While it was quiet on the portfolio front, we made more noise than usual (and more than we’d like) by making public our idea for General Motors Company (GM) to unlock tens of billions of dollars of shareholder value. As a general matter, we prefer to avoid public activism. The last time we did this was with AAPL in 2013 after owning the stock for three years. This is a similar situation; we had owned GM shares for years before advancing our idea to management.

When we offer companies private advice, they either take it, or they explain why they are not going to take it. Usually if they reject the idea, we understand the reasoning and prefer not to press the issue. Sometimes, we agree to disagree, and then decide whether to hold the stock or exit the position.

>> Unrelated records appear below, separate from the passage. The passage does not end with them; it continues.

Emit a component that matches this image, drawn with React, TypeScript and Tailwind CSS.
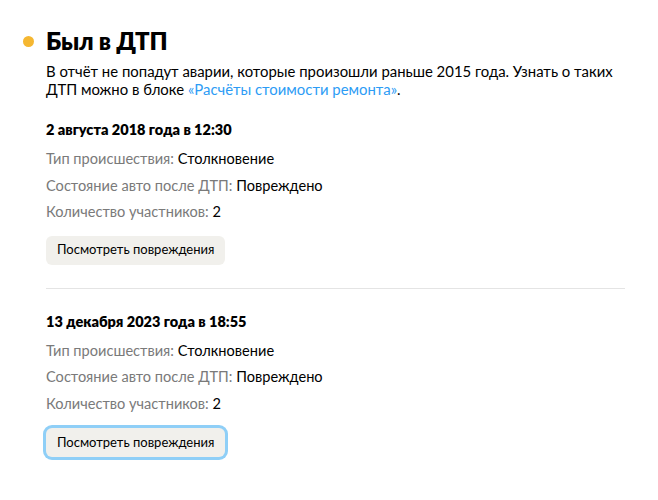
import React from 'react';

type Accident = {
  date: string;
  type: string;
  state: string;
  count: number;
};

const accidents: Accident[] = [
  { date: '2 августа 2018 года в 12:30', type: 'Столкновение', state: 'Повреждено', count: 2 },
  { date: '13 декабря 2023 года в 18:55', type: 'Столкновение', state: 'Повреждено', count: 2 },
];

const Row: React.FC<{ label: string; value: string | number }> = ({ label, value }) => (
  <p className="text-[14.6px] leading-[26.5px] text-[#7a7a7a]">
    {label}: <span className="text-black">{value}</span>
  </p>
);

const App: React.FC = () => {
  return (
    <div className="min-h-screen bg-white font-['Lato','Noto_Sans',sans-serif] text-black">
      <div className="pl-[23px] pr-[33px] pt-[25px]">
        {/* Header */}
        <div className="flex items-center gap-[12px]">
          <span className="h-[11px] w-[11px] rounded-full bg-[#f5b731]" />
          <h1 className="text-[24px] font-extrabold leading-[32px] tracking-[-0.2px]">Был в ДТП</h1>
        </div>

        <div className="pl-[23px]">
          <p className="mt-[5px] text-[14.9px] leading-[18px]">
            В отчёт не попадут аварии, которые произошли раньше 2015 года. Узнать о таких ДТП можно в блоке{' '}
            <span className="text-[#2d9cf5]">«Расчёты стоимости ремонта»</span>.
          </p>

          {accidents.map((a, i) => (
            <div key={a.date} className={i > 0 ? 'mt-[23px] border-t border-[#e4e4e4] pt-[23px]' : 'mt-[22px]'}>
              <h3 className="text-[14.5px] font-extrabold leading-[20px]">{a.date}</h3>
              <div className="mt-[6px]">
                <Row label="Тип происшествия" value={a.type} />
                <Row label="Состояние авто после ДТП" value={a.state} />
                <Row label="Количество участников" value={a.count} />
              </div>
              <button
                className={
                  i === 1
                    ? 'mt-[11px] h-[29px] rounded-[6px] bg-[#f1f0ec] px-[11px] text-[13px] ring-[3px] ring-[#8fcff7]'
                    : 'mt-[10px] h-[29px] rounded-[6px] bg-[#f1f0ec] px-[11px] text-[13px]'
                }
              >
                Посмотреть повреждения
              </button>
            </div>
          ))}
        </div>
      </div>
    </div>
  );
};

export default App;
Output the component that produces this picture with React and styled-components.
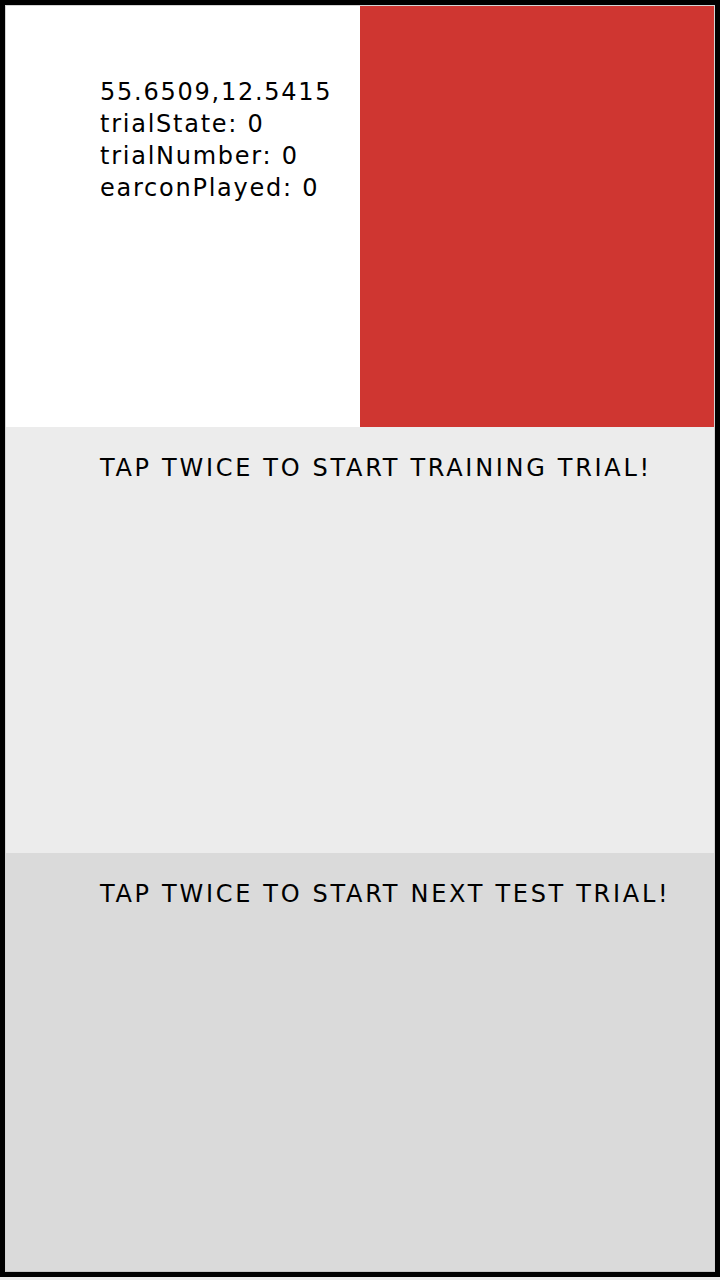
import React from "react";
import styled, { createGlobalStyle } from "styled-components";

const GlobalStyle = createGlobalStyle`
  html, body {
    margin: 0;
    padding: 0;
    background: #ececec;
  }
  body {
    font-family: "DejaVu Sans", Verdana, sans-serif;
    color: #000;
  }
`;

const Frame = styled.div`
  box-sizing: border-box;
  width: 720px;
  height: 1277px;
  border: 5px solid #000;
  display: flex;
  flex-direction: column;
`;

const Panel = styled.div`
  box-sizing: border-box;
  height: ${(p) => p.$h}px;
  background: ${(p) => p.$bg};
  border-left: 1px solid #d4d4d4;
  border-right: 1px solid #d4d4d4;
  display: flex;
`;

const InfoPane = styled.div`
  box-sizing: border-box;
  flex: none;
  width: 354px;
  background: #fff;
  padding: 70px 0 0 94px;
`;

const Indicator = styled.div`
  flex: 1;
  background: #cf3631;
`;

const Readout = styled.div`
  font-size: 24px;
  line-height: 32px;
  letter-spacing: 1.75px;
  white-space: nowrap;
`;

const Prompt = styled.div`
  padding: 25px 0 0 94px;
  font-size: 24px;
  line-height: 32px;
  letter-spacing: 2.7px;
  white-space: nowrap;
`;

export default function App() {
  const stats = [
    "55.6509,12.5415",
    "trialState: 0",
    "trialNumber: 0",
    "earconPlayed: 0",
  ];

  return (
    <>
      <GlobalStyle />
      <Frame>
        <Panel $h={422} $bg="#fff" style={{ borderTop: "1px solid #d4d4d4" }}>
          <InfoPane>
            {stats.map((s) => (
              <Readout key={s}>{s}</Readout>
            ))}
          </InfoPane>
          <Indicator />
        </Panel>
        <Panel $h={426} $bg="#ececec">
          <Prompt>TAP TWICE TO START TRAINING TRIAL!</Prompt>
        </Panel>
        <Panel $h={419} $bg="#dadada" style={{ borderBottom: "1px solid #c4c4c4" }}>
          <Prompt>TAP TWICE TO START NEXT TEST TRIAL!</Prompt>
        </Panel>
      </Frame>
    </>
  );
}
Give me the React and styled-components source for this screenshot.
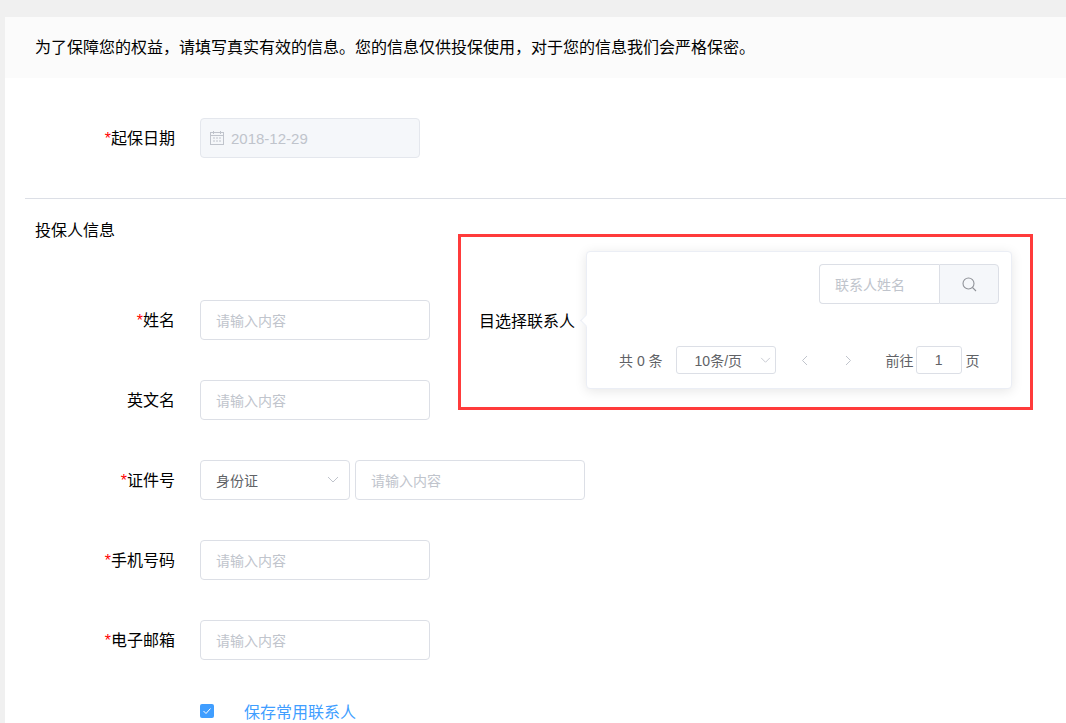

In the case of GM, we felt the need to press the issue as we believe there is a lot of value to unlock and the company did not fairly evaluate our idea. Management made a decision and then spent a great deal of effort coming up with reasons to justify that decision. To poison our idea, management went so far as to misrepresent our proposal to the credit rating agencies, allowing them to claim that the company’s credit standing would be in jeopardy if it implemented our idea. Ironically, our idea was designed to be credit positive and the least invasive way to unlock billions of dollars of shareholder value. This sort of behavior by management leaves us no room to agree to disagree.

We know this is a tough fight. Fortunately, the math is on our side (if GM does what we suggest, we believe the stock will go up a lot) and the ultimate decision will be made by our fellow shareholders. We believe others recognize that the stock is deeply undervalued and when shareholders grasp the math and the extent of GM’s behavior, they will vote with their wallets and for needed change at the Board level.

We exited several material positions during the quarter:

We closed three Canadian bank shorts at a loss as the oil and gas credit loss thesis didn’t sufficiently materialize.

We closed our LyondellBasell Industries short at a loss. Our thesis was that large capacity additions, along with a potentially limited supply of raw materials, would squeeze margins. However, new industry capacity has taken longer than expected to come on line.

We closed our RPC, Inc. short at a small loss, as favorable industry pricing tailwinds have offset our company-specific concerns.

We closed our short in Signet Jewelers at a gain when negative comparable store sales and class-action litigation caused the stock to fall.

It’s been a couple years since we’ve had an investment team departure. In February, Andrew Rechtschaffen left to start his own firm, and Jaime Lester left to join a new hedge fund. We thank them both for their contributions and wish them well in their future endeavors. Operations is now a 2-to-1 favorite for the annual Ops vs. Investment team basketball game, and we are recruiting analysts with above-average three-point shooting skills. Also, we are pleased to report that Emily Proctor was promoted to Operations Analyst. Congratulations Emily!

At quarter-end, the largest disclosed long positions in the Partnerships were AerCap, Bayer, CONSOL Energy, General Motors Company and gold. The Partnerships had an average exposure of 108% long and 80% short.

“A great deal of intelligence can be invested in ignorance when the need for illusion is deep.”